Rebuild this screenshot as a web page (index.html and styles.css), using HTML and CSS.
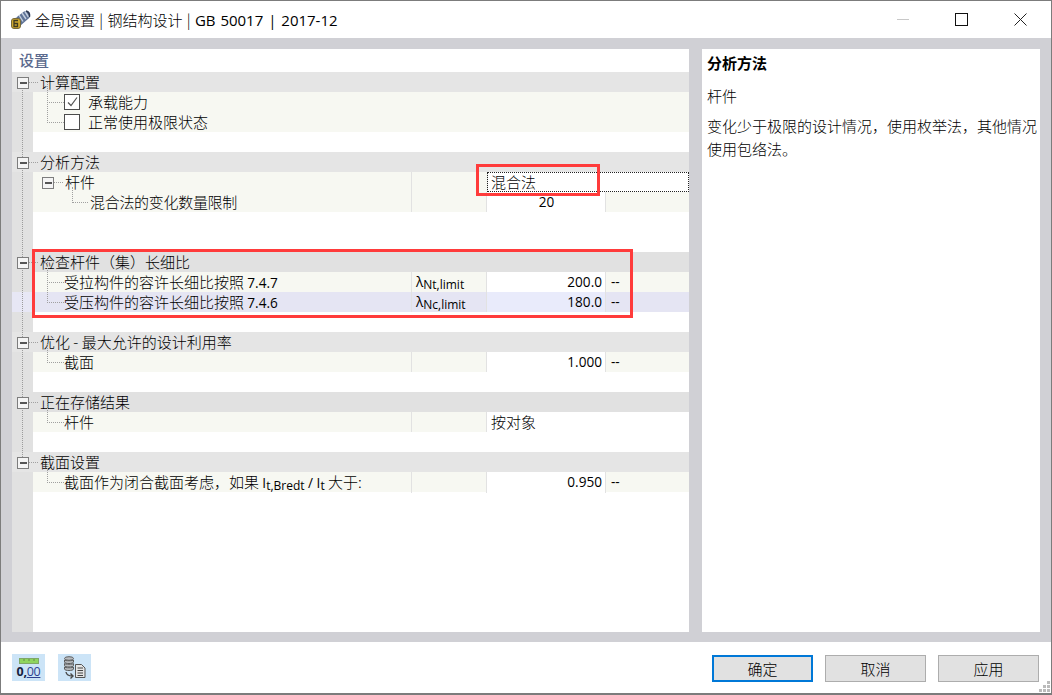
FILE: index.html
```html
<!DOCTYPE html>
<html lang="zh">
<head>
<meta charset="utf-8">
<title>全局设置</title>
<link rel="stylesheet" href="styles.css">
</head>
<body>
<div class="window">
  <header class="titlebar">
    <svg class="app-icon" width="21" height="21" viewBox="0 0 21 21">
      <path d="M3 11 L14 2.500 Q18 1 20 4 Q21 8 18 10 L10 17 Z" fill="#5f7396"/>
      <path d="M6 8.500L10 15M9 6L13 12.500M12 4L16 10M15 2.500L18.500 8" stroke="#c4cfdf" stroke-width="1.400"/>
      <path d="M16 2Q20 3 19.500 8" stroke="#2f3a52" stroke-width="1.400" fill="none"/>
      <rect x="1.500" y="9.500" width="9" height="10" rx="2.500" fill="#cfa92f" stroke="#77693a"/>
      <path d="M8 11.500H4V17.500H7.500V14.500H4" stroke="#3f3a22" stroke-width="1.300" fill="none"/>
    </svg>
    <span class="title-text">全局设置 | 钢结构设计 | <span class="lat title-lat">GB 50017 | 2017-12</span></span>
    <div class="win-controls">
      <svg class="ctl-min" width="12" height="12" viewBox="0 0 12 12"><path d="M0 5.500H12" stroke="#c8c8c8"/></svg>
      <svg class="ctl-max" width="13" height="13" viewBox="0 0 13 13"><rect x=".5" y=".5" width="12" height="12" fill="none" stroke="#111"/></svg>
      <svg class="ctl-close" width="13" height="13" viewBox="0 0 13 13"><path d="M.5 .5L12.500 12.500M12.500 .5L.5 12.500" stroke="#222"/></svg>
    </div>
  </header>

  <main class="workspace">
    <section class="settings">
      <div class="settings-head"><span class="settings-title">设置</span></div>
      <div class="tree">
        <div class="trunk"></div>

        <div class="row section"><span class="gutter"><i class="exp"></i></span><span class="label">计算配置</span></div>
        <div class="row check first"><span class="gutter"></span><span class="label wide"><span class="box"><svg width="14" height="14" viewBox="0 0 14 14"><path d="M3 7.500L6 10.500L12 2.500" fill="none" stroke="#555" stroke-width="1.200"/></svg></span>承载能力</span></div>
        <div class="row check"><span class="gutter"></span><span class="label wide"><span class="box"></span>正常使用极限状态</span></div>
        <div class="row blank"><span class="gutter"></span></div>

        <div class="row section"><span class="gutter"><i class="exp"></i></span><span class="label">分析方法</span></div>
        <div class="row item first nested-parent"><span class="gutter"></span><span class="label"><i class="exp sub"></i>杆件</span><span class="sym"></span><span class="val focus">混合法</span></div>
        <div class="row item deep"><span class="gutter"></span><span class="label">混合法的变化数量限制</span><span class="sym"></span><span class="val white center lat">20</span><span class="unit"></span></div>
        <div class="row blank"><span class="gutter"></span></div>
        <div class="row blank"><span class="gutter"></span></div>

        <div class="row section dark"><span class="gutter"><i class="exp"></i></span><span class="label">检查杆件（集）长细比</span></div>
        <div class="row item first"><span class="gutter"></span><span class="label">受拉构件的容许长细比按照 <span class="lat">7.4.7</span></span><span class="sym lat">λ<sub>Nt,limit</sub></span><span class="val white num lat">200.0</span><span class="unit lat">--</span></div>
        <div class="row item hover"><span class="gutter"></span><span class="label">受压构件的容许长细比按照 <span class="lat">7.4.6</span></span><span class="sym lat">λ<sub>Nc,limit</sub></span><span class="val white num lat">180.0</span><span class="unit lat">--</span></div>
        <div class="row blank"><span class="gutter"></span></div>

        <div class="row section"><span class="gutter"><i class="exp"></i></span><span class="label">优化 - 最大允许的设计利用率</span></div>
        <div class="row item first"><span class="gutter"></span><span class="label">截面</span><span class="sym"></span><span class="val white num lat">1.000</span><span class="unit lat">--</span></div>
        <div class="row blank"><span class="gutter"></span></div>

        <div class="row section dark"><span class="gutter"><i class="exp"></i></span><span class="label">正在存储结果</span></div>
        <div class="row item first"><span class="gutter"></span><span class="label">杆件</span><span class="sym"></span><span class="val span-white">按对象</span></div>
        <div class="row blank"><span class="gutter"></span></div>

        <div class="row section"><span class="gutter"><i class="exp"></i></span><span class="label">截面设置</span></div>
        <div class="row item first"><span class="gutter"></span><span class="label">截面作为闭合截面考虑，如果 <span class="lat">I<sub>t,Bredt</sub> / I<sub>t</sub></span> 大于:</span><span class="sym"></span><span class="val white num lat">0.950</span><span class="unit lat">--</span></div>
        <div class="tree-fill"></div>

        <div class="mark mark-method"></div>
        <div class="mark mark-slender"></div>
      </div>
    </section>

    <aside class="help">
      <h2 class="help-title">分析方法</h2>
      <p class="help-sub">杆件</p>
      <p class="help-body">变化少于极限的设计情况，使用枚举法，其他情况使用包络法。</p>
    </aside>
  </main>

  <footer class="footer">
    <div class="tools">
      <div class="tool">
        <svg class="ruler" width="20" height="6" viewBox="0 0 20 6"><rect x=".5" y=".5" width="19" height="5" fill="#8fd45e" stroke="#7fa868"/><path d="M5 1V3M10 1V3M15 1V3" stroke="#5f8a48"/></svg>
        <span class="zero"><b>0,</b><u>00</u></span>
      </div>
      <div class="tool">
        <svg width="23" height="23" viewBox="0 0 23 23">
          <g fill="#b9bcc0" stroke="#5c5c5c" stroke-width="1">
            <ellipse cx="6" cy="2.500" rx="4.500" ry="1.800"/>
            <path d="M1.500 6C1.500 8 10.500 8 10.500 6V4C10.500 5 1.500 5 1.500 4Z"/>
            <path d="M1.500 9.500C1.500 11.500 10.500 11.500 10.500 9.500V7.500C10.500 8.500 1.500 8.500 1.500 7.500Z"/>
            <path d="M1.500 13C1.500 15 10.500 15 10.500 13V11C10.500 12 1.500 12 1.500 11Z"/>
          </g>
          <path d="M3 16C3.500 19 6 20 9.500 20M7.500 17.500L10 20L7.500 22.500" fill="none" stroke="#4a4a4a" stroke-width="1.400"/>
          <path d="M12.500 8.500H18.500L22 12V21.500H12.500Z" fill="#e4e4e4" stroke="#555"/>
          <path d="M14.500 12H20M14.500 14.500H20M14.500 17H20M14.500 19.500H20" stroke="#444"/>
        </svg>
      </div>
    </div>
    <div class="actions">
      <button class="btn primary">确定</button>
      <button class="btn">取消</button>
      <button class="btn">应用</button>
    </div>
    <svg class="grip" width="11" height="11" viewBox="0 0 11 11" fill="#bbb">
      <rect x="8" y="0" width="3" height="3"/><rect x="4" y="4" width="3" height="3"/><rect x="8" y="4" width="3" height="3"/>
      <rect x="0" y="8" width="3" height="3"/><rect x="4" y="8" width="3" height="3"/><rect x="8" y="8" width="3" height="3"/>
    </svg>
  </footer>
</div>
</body>
</html>
```

FILE: styles.css
```css
* { box-sizing: border-box; }
html, body { margin: 0; height: 100%; }
body {
  font-family: "Noto Sans CJK SC", sans-serif;
  font-size: 15px;
  font-weight: 300;
  color: #000;
  background: #fff;
  overflow: hidden;
}
.lat { font-family: "Open Sans", "Noto Sans CJK SC", sans-serif; font-size: 13.600px; font-weight: 400; }
.title-lat { font-size: 15px; }

.window {
  width: 1052px;
  height: 695px;
  border: 1px solid #7c7c7c;
  border-bottom-width: 2px;
  display: flex;
  flex-direction: column;
  background: #fff;
}

/* title bar */
.titlebar {
  height: 37px;
  flex: none;
  display: flex;
  align-items: center;
  padding-left: 9px;
}
.app-icon { flex: none; margin-right: 4px; }
.title-text { white-space: nowrap; word-spacing: 1px; }
.win-controls {
  margin-left: auto;
  display: flex;
  align-items: center;
  padding-right: 24px;
  gap: 46px;
}

/* workspace */
.workspace {
  flex: 1;
  min-height: 0;
  background: #d0d0d5;
  padding: 11px 11px 10px;
  display: flex;
  gap: 13px;
}
.settings {
  width: 677px;
  flex: none;
  background: #fff;
  display: flex;
  flex-direction: column;
}
.settings-head { height: 23px; flex: none; display: flex; align-items: center; padding: 0 0 2px 7px; }
.settings-title { color: #5b6a8e; font-weight: 500; line-height: 21px; }

.tree {
  position: relative;
  flex: 1;
  display: flex;
  flex-direction: column;
  background: linear-gradient(#e1e1e1, #e1e1e1) left top / 21px 100% no-repeat;
}
.trunk {
  position: absolute;
  left: 10px;
  top: 16px;
  height: 375px;
  border-left: 1px dotted #9c9c9c;
  z-index: 1;
}

.row {
  position: relative;
  height: 20px;
  flex: none;
  display: grid;
  grid-template-columns: 21px 378px 75px 119px 84px;
  line-height: 20px;
}
.gutter { background: #e1e1e1; display: block; height: 100%; }
.label { white-space: nowrap; padding-left: 7px; position: relative; }

.section { background: #e5e5e5; }
.section.dark { background: #e1e1e1; }
.section .gutter { background: transparent; }
.section .label { grid-column: 2 / -1; }
.section .gutter::after {
  content: "";
  position: absolute;
  left: 16px;
  top: 10px;
  width: 10px;
  border-top: 1px dotted #a0a0a0;
}

.exp {
  position: absolute;
  left: 5px;
  top: 5px;
  width: 12px;
  height: 12px;
  background: #f4f4f4;
  border: 1.500px solid #7d7d7d;
  z-index: 2;
}
.exp::after {
  content: "";
  position: absolute;
  left: 1.500px;
  right: 1.500px;
  top: 3.500px;
  border-top: 2px solid #555;
}
.exp.sub { left: 9px; top: 5px; }

.item, .check { background: #f7f8f2; }
.item .label { padding-left: 31px; }
.item .label::before, .check .label::before {
  content: "";
  position: absolute;
  left: 14px;
  top: -10px;
  width: 16px;
  height: 20px;
  border-left: 1px dotted #a0a0a0;
  border-bottom: 1px dotted #a0a0a0;
}
.nested-parent .label::before { display: none; }
.nested-parent .label { padding-left: 32px; }
.nested-parent .label::after {
  content: "";
  position: absolute;
  left: 21px;
  top: 10px;
  width: 9px;
  border-top: 1px dotted #a0a0a0;
}
.deep .label { padding-left: 57px; letter-spacing: -.3px; }
.deep .label::before { left: 39px; width: 15px; top: -5px; height: 15px; }

.check { grid-template-columns: 21px 1fr; }
.check .label.wide { padding-left: 31px; display: flex; align-items: center; }
.box {
  width: 16px;
  height: 16px;
  border: 1px solid #4c4c4c;
  background: #fff;
  margin-right: 8px;
  display: flex;
  align-items: center;
  justify-content: center;
  flex: none;
}

.sym, .val, .unit {
  border-left: 1px solid #e2e2e2;
  white-space: nowrap;
}
.sym { padding-left: 4px; }
sub { font-size: 12px; line-height: 0; vertical-align: -2px; }
.val { padding: 0 3px 0 4px; }
.val.white { background: #fff; }
.val.center { text-align: center; }
.val.num { text-align: right; }
.unit { padding-left: 5px; }
.val.focus, .val.span-white {
  grid-column: 4 / 6;
  background: #fff;
}
.val.focus {
  outline: 1px dotted #222;
  outline-offset: -1px;
  margin-left: 1px;
  padding-left: 3px;
}

.hover { background: #e5e5f3; }
.hover .gutter { background: #e7e7f5; }
.hover .sym { background: #e5e5f3; }
.hover .val.white { background: #e9ebfb; }

.blank { background: #fff; }
.tree-fill { flex: 1; }

.mark {
  position: absolute;
  border: 3px solid #ff3b3b;
  z-index: 3;
  pointer-events: none;
}
.mark-method { left: 464px; top: 92px; width: 124px; height: 32px; }
.mark-slender { left: 20px; top: 177px; width: 601px; height: 69px; }

/* help */
.help { flex: 1; background: #fff; padding: 0 0 0 5px; }
.help-title { margin: 2px 0 0; font-size: 15px; font-weight: 700; line-height: 23px; }
.help-sub { margin: 10px 0 0; line-height: 23px; }
.help-body { margin: 7px 0 0; line-height: 23px; }

/* footer */
.footer {
  height: 51px;
  flex: none;
  position: relative;
  display: flex;
  align-items: flex-start;
  justify-content: space-between;
  padding: 12px 12px 0 11px;
}
.tools { display: flex; gap: 13px; }
.tool {
  width: 33px;
  height: 27px;
  background: #cce4f7;
  display: flex;
  flex-direction: column;
  align-items: center;
  justify-content: center;
}
.ruler { margin-top: 1px; flex: none; }
.zero {
  font-family: "Open Sans", sans-serif;
  font-size: 12.500px;
  line-height: 15px;
  color: #16213f;
  display: block;
  letter-spacing: -.3px;
}
.zero b { font-weight: 700; }
.zero u { color: #2d3f8f; font-weight: 500; }
.actions { display: flex; gap: 12px; margin-top: 1px; }
.btn {
  width: 101px;
  height: 27px;
  background: #e1e1e1;
  border: 1px solid #adadad;
  font-family: "Noto Sans CJK SC", sans-serif;
  font-size: 15px;
  font-weight: 300;
  color: #000;
  padding: 0;
}
.btn.primary { border: 2px solid #0078d7; }
.grip { position: absolute; right: 1px; bottom: 1px; }
```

Your goal:
Within the data above, pick out all lines holding the word "index".

Problem solution:
Rebuild this screenshot as a web page (index.html and styles.css), using HTML and CSS.
FILE: index.html
  z-index: 1;
  z-index: 2;
  z-index: 3;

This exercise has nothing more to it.